Ethan a accepté, bon gré mal gré, de mener une enquête pour le compte d’Alejandro Gutierrez. Cet ancien magnat latino-américain souhaite venger la perte de sa fille, ignominieusement mise à mort dans un « snuff movie ». Ses investigations pour retrouver son unique piste, Paco Del Rio, lui valent surtout de se faire repérer par la police locale. Sauvé par Inès, une révolutionnaire qui veut également retrouver Del Rio, il s’engage dans une expédition à travers une jungle hostile contrôlée par des Amérindiens révoltés.

Pas facile d’évoquer Snuff tant l’objet se démarque des productions classiques. La lecture de cette série fait penser tout à la fois à San Antonio, Michel Audiard (en particulier Les Tontons Flingueurs) ou encore Tarantino. Pourquoi ces références ?
- Du polar ? Y en a !
- De l’aventure dans des jungles hostiles ? Y en a !
- De la violence ? Y en a !
- De l’humour ? Y en a !
- Du cynisme ? Y en a !
- Des répliques qui percutent ? Y en a !

C’est ce dernier point qui frappe immédiatement : la qualité, la force des dialogues. Certes, Philippe Nihoul n’utilise pas l’argot, mais ses joutes verbales sont tout aussi mordantes, percutantes, savoureuses et décalées que celles faisant un des points forts des oeuvres des auteurs précités.

L’autre point de comparaison se situe au niveau de l’intrigue même. Elle n’a finalement que peu d’importance, elle n’est qu’un prétexte. Ce qui présente de l'intérêt, ce n’est pas où vont les protagonistes, mais pourquoi et comment ils y vont. La structure de l’œuvre se bâtit autour de l’alternance de scènes violentes et d’autres plus calmes donnant lieu à des situations mêlant l’humour noir, l'absurde et la parodie.

La dernière analogie se situe au niveau des acteurs. Ils sont ! Ils occupent l’espace, ils sont au centre du récit. Dans ce second opus, l’apparition d’un personnage féminin particulièrement attrayant et qui va former un duo improbable avec Ethan, constitue un bon prétexte à des duels verbaux sur fond de romance impossible, avec des émotions à fleur de peau, entre sourires et larmes. Ismaël - l’ange gardien, le confesseur, l’ange de la vengeance, le pacificateur - moins visible que dans le tome précédent, mais dont les interventions gardent justesse et truculence, rappelle toujours autant Jules de Pulp Fiction. Le mystère autour de sa personne et de ses intentions va en s’épaississant. Si Ethan semble retrouver un certain goût à la vie, cette dernière est toujours aussi peu simple et fournit des tribulations plutôt jouissives.

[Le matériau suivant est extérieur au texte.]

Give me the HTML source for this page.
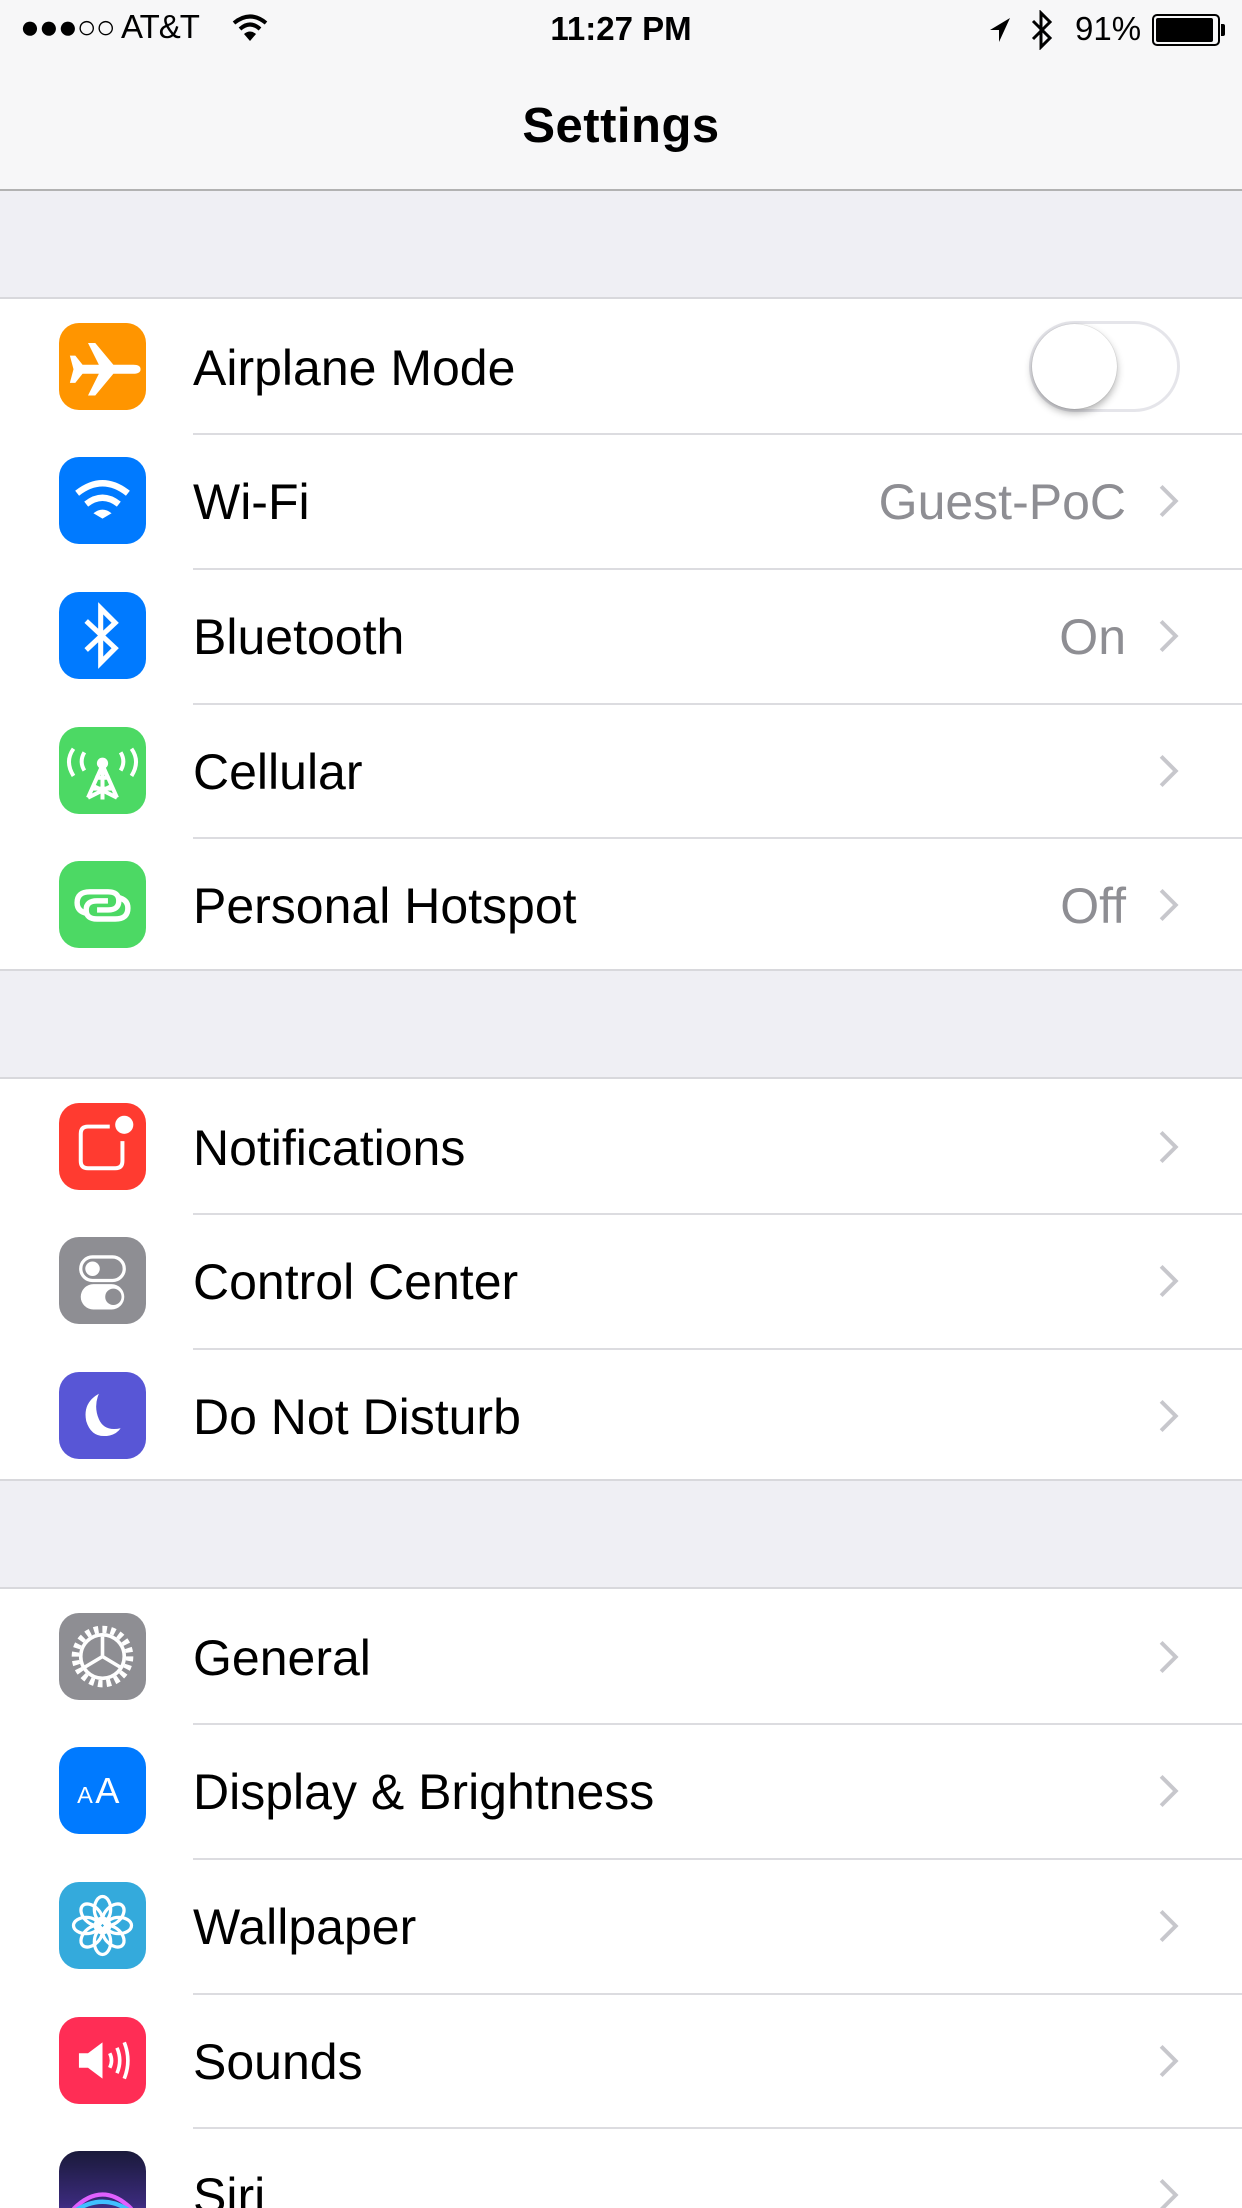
<!DOCTYPE html>
<html style="overflow:hidden;height:2208px"><head><meta charset="utf-8"><style>
*{margin:0;padding:0;box-sizing:border-box}
html,body{width:1242px;height:2208px;overflow:hidden}
body{background:#efeff4;font-family:"Liberation Sans",sans-serif;position:relative}
.hdr{position:absolute;left:0;top:0;width:1242px;height:191px;background:#f7f7f8;border-bottom:2px solid #b2b2b2}
.sb{position:absolute;top:10px;font-size:33px;color:#000}
.title{position:absolute;top:98px;width:100%;text-align:center;font-size:49px;font-weight:bold;letter-spacing:0.5px}
.grp{position:absolute;left:0;width:1242px;background:#fff;border-top:2px solid #d8d8dc;border-bottom:2px solid #d8d8dc;overflow:hidden}
.row{position:absolute;left:0;width:1242px;height:135px}
.sep{position:absolute;left:193px;right:0;top:0;height:2px;background:#dcdce0}
.ic{position:absolute;left:59px;top:24px;width:87px;height:87px;border-radius:20px;overflow:hidden}
.ic svg{width:87px;height:87px;display:block}
.lbl{position:absolute;left:193px;top:40px;font-size:50px;color:#000}
.val{position:absolute;right:116px;top:40px;font-size:50px;color:#8e8e93}
.chev{position:absolute;left:1157px;top:50px;width:24px;height:36px}
.tg{position:absolute;left:1029px;top:22px;width:151px;height:91px;border-radius:46px;border:3px solid #e5e5ea;background:#fff}
.kn{position:absolute;left:0;top:0;width:85px;height:85px;border-radius:50%;background:#fff;box-shadow:0 4px 8px rgba(0,0,0,.3),0 0 1px rgba(0,0,0,.3)}
</style></head><body>
<div class="hdr">
 <div class="sb" style="left:20px;top:8px;letter-spacing:-1px">●●●○○ AT&amp;T</div>
 <svg style="position:absolute;left:232px;top:14px" width="36" height="28" viewBox="0 0 36 28"><path d="M2 9 Q18 -4 34 9" stroke="#000" stroke-width="4" fill="none"/><path d="M8 15 Q18 6 28 15" stroke="#000" stroke-width="4" fill="none"/><path d="M12 20 L18 27 L24 20 Q18 15 12 20Z" fill="#000"/></svg>
 <div class="sb" style="left:0;width:1242px;text-align:center;font-weight:bold">11:27 PM</div>
 <svg style="position:absolute;left:988px;top:16px" width="24" height="28" viewBox="0 0 24 28"><path d="M22 2 L2 14 L11 14 L11 26Z" fill="#000"/></svg>
 <svg style="position:absolute;left:1030px;top:10px" width="24" height="40" viewBox="0 0 24 40"><path d="M3 11 L20 28 L11 37 L11 3 L20 12 L3 29" stroke="#000" stroke-width="3" fill="none"/></svg>
 <div class="sb" style="left:1075px">91%</div>
 <div style="position:absolute;left:1152px;top:14px;width:68px;height:32px;border:2px solid #000;border-radius:5px;padding:2px"><div style="width:57px;height:24px;background:#000;border-radius:2px"></div></div>
 <div style="position:absolute;left:1221px;top:24px;width:4px;height:12px;background:#000;border-radius:0 2px 2px 0"></div>
 <div class="title">Settings</div>
</div>

<div class="grp" style="top:297px;height:674px">
 <div class="row" style="top:0">
  <div class="ic" style="background:#ff9500"><svg viewBox="6 6 48 48"><path d="M12 24 L15 24 L19 29 L28 29 L22 17 L26 17 L36 29 L47 29 Q51 29 51 31.5 Q51 34 47 34 L36 34 L26 46 L22 46 L28 34 L19 34 L15 39 L12 39 L14 31.5Z" fill="#fff"/></svg></div>
  <div class="lbl">Airplane Mode</div>
  <div class="tg"><div class="kn"></div></div>
 </div>
 <div class="row" style="top:134px"><div class="sep"></div>
  <div class="ic" style="background:#007aff"><svg viewBox="6 6 48 48"><path d="M16 26 Q30 15 44 26" stroke="#fff" stroke-width="3.5" fill="none"/><path d="M21 32 Q30 25 39 32" stroke="#fff" stroke-width="3.5" fill="none"/><path d="M25 37 L30 40 L35 37 Q30 33 25 37Z" fill="#fff"/></svg></div>
  <div class="lbl">Wi-Fi</div><div class="val">Guest-PoC</div>
  <svg class="chev" viewBox="0 0 20 32"><path d="M3 3 L16 16 L3 29" stroke="#c7c7cc" stroke-width="3.5" fill="none"/></svg>
 </div>
 <div class="row" style="top:269px"><div class="sep"></div>
  <div class="ic" style="background:#007aff"><svg viewBox="6 6 48 48"><path d="M21 22 L37 37 L29 45 L29 15 L37 23 L21 38" stroke="#fff" stroke-width="2.8" fill="none"/></svg></div>
  <div class="lbl">Bluetooth</div><div class="val">On</div>
  <svg class="chev" viewBox="0 0 20 32"><path d="M3 3 L16 16 L3 29" stroke="#c7c7cc" stroke-width="3.5" fill="none"/></svg>
 </div>
 <div class="row" style="top:404px"><div class="sep"></div>
  <div class="ic" style="background:#4cd964"><svg viewBox="6 6 48 48" fill="none" stroke="#fff" stroke-width="2.2"><path d="M14 18 Q9 25 14 33"/><path d="M20 20 Q17 25 20 30"/><path d="M46 18 Q51 25 46 33"/><path d="M40 20 Q43 25 40 30"/><circle cx="30" cy="26" r="2" fill="#fff"/><path d="M30 27 L30 46 M30 27 L22 45 M30 27 L38 45 M24 40 L36 40 M26 34 L34 34 M22 45 L36 38 M38 45 L24 38"/></svg></div>
  <div class="lbl">Cellular</div>
  <svg class="chev" viewBox="0 0 20 32"><path d="M3 3 L16 16 L3 29" stroke="#c7c7cc" stroke-width="3.5" fill="none"/></svg>
 </div>
 <div class="row" style="top:538px"><div class="sep"></div>
  <div class="ic" style="background:#4cd964"><svg viewBox="6 6 48 48" fill="none" stroke="#fff" stroke-width="3"><path d="M22 35 Q16 34 16 29 Q16 23 23 23 L33 23 Q39 23 39 28 Q39 33 33 33 L27 33"/><path d="M38 26 Q44 27 44 32 Q44 38 37 38 L27 38 Q21 38 21 33 Q21 28 27 28 L33 28"/></svg></div>
  <div class="lbl">Personal Hotspot</div><div class="val">Off</div>
  <svg class="chev" viewBox="0 0 20 32"><path d="M3 3 L16 16 L3 29" stroke="#c7c7cc" stroke-width="3.5" fill="none"/></svg>
 </div>
</div>

<div class="grp" style="top:1077px;height:404px">
 <div class="row" style="top:0">
  <div class="ic" style="background:#ff3b30"><svg viewBox="6 6 48 48"><path d="M34 19 L22 19 Q18 19 18 23 L18 38 Q18 42 22 42 L37 42 Q41 42 41 38 L41 27" stroke="#fff" stroke-width="2.2" fill="none"/><circle cx="42" cy="18" r="5" fill="#fff"/></svg></div>
  <div class="lbl">Notifications</div>
  <svg class="chev" viewBox="0 0 20 32"><path d="M3 3 L16 16 L3 29" stroke="#c7c7cc" stroke-width="3.5" fill="none"/></svg>
 </div>
 <div class="row" style="top:134px"><div class="sep"></div>
  <div class="ic" style="background:#8e8e93"><svg viewBox="6 6 48 48"><rect x="18" y="17" width="24" height="13" rx="6.5" stroke="#fff" stroke-width="1.8" fill="none"/><circle cx="24.5" cy="23.5" r="4" fill="#fff"/><rect x="18" y="32" width="24" height="14" rx="7" fill="#fff"/><circle cx="36" cy="39" r="4.5" fill="#8e8e93"/></svg></div>
  <div class="lbl">Control Center</div>
  <svg class="chev" viewBox="0 0 20 32"><path d="M3 3 L16 16 L3 29" stroke="#c7c7cc" stroke-width="3.5" fill="none"/></svg>
 </div>
 <div class="row" style="top:269px"><div class="sep"></div>
  <div class="ic" style="background:#5856d6"><svg viewBox="6 6 48 48"><path d="M28 18 Q19 23 21 33 Q24 43 34 41 Q38 40 40 37 Q31 39 28 32 Q25 25 28 18Z" fill="#fff"/></svg></div>
  <div class="lbl">Do Not Disturb</div>
  <svg class="chev" viewBox="0 0 20 32"><path d="M3 3 L16 16 L3 29" stroke="#c7c7cc" stroke-width="3.5" fill="none"/></svg>
 </div>
</div>

<div class="grp" style="top:1587px;height:640px;border-bottom:none">
 <div class="row" style="top:0">
  <div class="ic" style="background:#8e8e93"><svg viewBox="6 6 48 48"><circle cx="30" cy="30" r="15" stroke="#fff" stroke-width="4" stroke-dasharray="2.5 2.2" fill="none"/><circle cx="30" cy="30" r="12" stroke="#fff" stroke-width="2" fill="none"/><path d="M30 30 L30 19 M30 30 L20 36 M30 30 L40 36" stroke="#fff" stroke-width="2"/></svg></div>
  <div class="lbl">General</div>
  <svg class="chev" viewBox="0 0 20 32"><path d="M3 3 L16 16 L3 29" stroke="#c7c7cc" stroke-width="3.5" fill="none"/></svg>
 </div>
 <div class="row" style="top:134px"><div class="sep"></div>
  <div class="ic" style="background:#007aff"><svg viewBox="6 6 48 48"><text x="16" y="37" font-family="Liberation Sans" font-size="13" fill="#fff">A</text><text x="26" y="37" font-family="Liberation Sans" font-size="20" fill="#fff">A</text></svg></div>
  <div class="lbl">Display &amp; Brightness</div>
  <svg class="chev" viewBox="0 0 20 32"><path d="M3 3 L16 16 L3 29" stroke="#c7c7cc" stroke-width="3.5" fill="none"/></svg>
 </div>
 <div class="row" style="top:269px"><div class="sep"></div>
  <div class="ic" style="background:#34aadc"><svg viewBox="6 6 48 48" fill="none" stroke="#fff" stroke-width="1.8"><circle cx="30" cy="30" r="4"/><ellipse cx="30" cy="21" rx="4.5" ry="7"/><ellipse cx="30" cy="39" rx="4.5" ry="7"/><ellipse cx="21" cy="30" rx="7" ry="4.5"/><ellipse cx="39" cy="30" rx="7" ry="4.5"/><ellipse cx="24" cy="24" rx="4.5" ry="7" transform="rotate(-45 24 24)"/><ellipse cx="36" cy="36" rx="4.5" ry="7" transform="rotate(-45 36 36)"/><ellipse cx="36" cy="24" rx="4.5" ry="7" transform="rotate(45 36 24)"/><ellipse cx="24" cy="36" rx="4.5" ry="7" transform="rotate(45 24 36)"/></svg></div>
  <div class="lbl">Wallpaper</div>
  <svg class="chev" viewBox="0 0 20 32"><path d="M3 3 L16 16 L3 29" stroke="#c7c7cc" stroke-width="3.5" fill="none"/></svg>
 </div>
 <div class="row" style="top:404px"><div class="sep"></div>
  <div class="ic" style="background:#ff2d55"><svg viewBox="6 6 48 48"><path d="M17 26 L22 26 L30 20 L30 40 L22 34 L17 34Z" fill="#fff"/><path d="M34 26 Q36 30 34 34 M38 23 Q41 30 38 37 M42 20 Q46 30 42 40" stroke="#fff" stroke-width="2" fill="none"/></svg></div>
  <div class="lbl">Sounds</div>
  <svg class="chev" viewBox="0 0 20 32"><path d="M3 3 L16 16 L3 29" stroke="#c7c7cc" stroke-width="3.5" fill="none"/></svg>
 </div>
 <div class="row" style="top:538px"><div class="sep"></div>
  <div class="ic" style="background:linear-gradient(180deg,#1a1a3a,#3a2a7a 60%,#6a4ad0)"><svg viewBox="0 0 60 60"><path d="M10 40 Q30 20 50 40" stroke="#e060ff" stroke-width="3" fill="none"/><path d="M10 42 Q30 28 50 42" stroke="#40c0ff" stroke-width="3" fill="none"/></svg></div>
  <div class="lbl">Siri</div>
  <svg class="chev" viewBox="0 0 20 32"><path d="M3 3 L16 16 L3 29" stroke="#c7c7cc" stroke-width="3.5" fill="none"/></svg>
 </div>
</div>
</body></html>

L’enquête sur les « snuff movies » semble très loin pour le moment. Ce qui avait commencé comme une série noire bascule dans les « aventuriers de la jungle maudite », cependant Philippe Nihoul n’accumule pas tous ces genres, tous ces codes, pour en faire un inventaire. Il les triture, les malaxe, les éparpille (façon puzzle) pour mieux les recréer, les utiliser et leur rendre hommage.

Dans la gamme déjantée, le graphisme de Xavier Lemmens figure en bonne position. Sa ligne claire, anguleuse et dynamique propose des planches épurées, presque caricaturales. L’utilisation surprenante de la couleur, le travail sur les expressions et sur les ombres, créent une ambiance en parfaite adéquation avec l’esprit de l’épopée. Son dessin peut sans doute difficilement prétendre au qualificatif de « beau », dans le sens d’un visuel qui vous fait, à lui seul, acheter le livre. Il ne se livre pas aussi facilement, son efficacité, son originalité, ne s’offrant qu’à celui qui va prendre le temps de s’y plonger, qui fera l’effort de le comprendre, de le ressentir.

Les partis pris narratifs et visuels de Snuff en font une BD inclassable, ce qui, de nos jours, constitue certainement un handicap pour percer. Le chemin proposé au lecteur étant plutôt sinueux et touffu, certains se perdront en route. Compte tenu du talent déployé jusqu’ici par les deux compères, bousculant les habitudes et les références, il serait dommage de ne pas tenter l’excursion.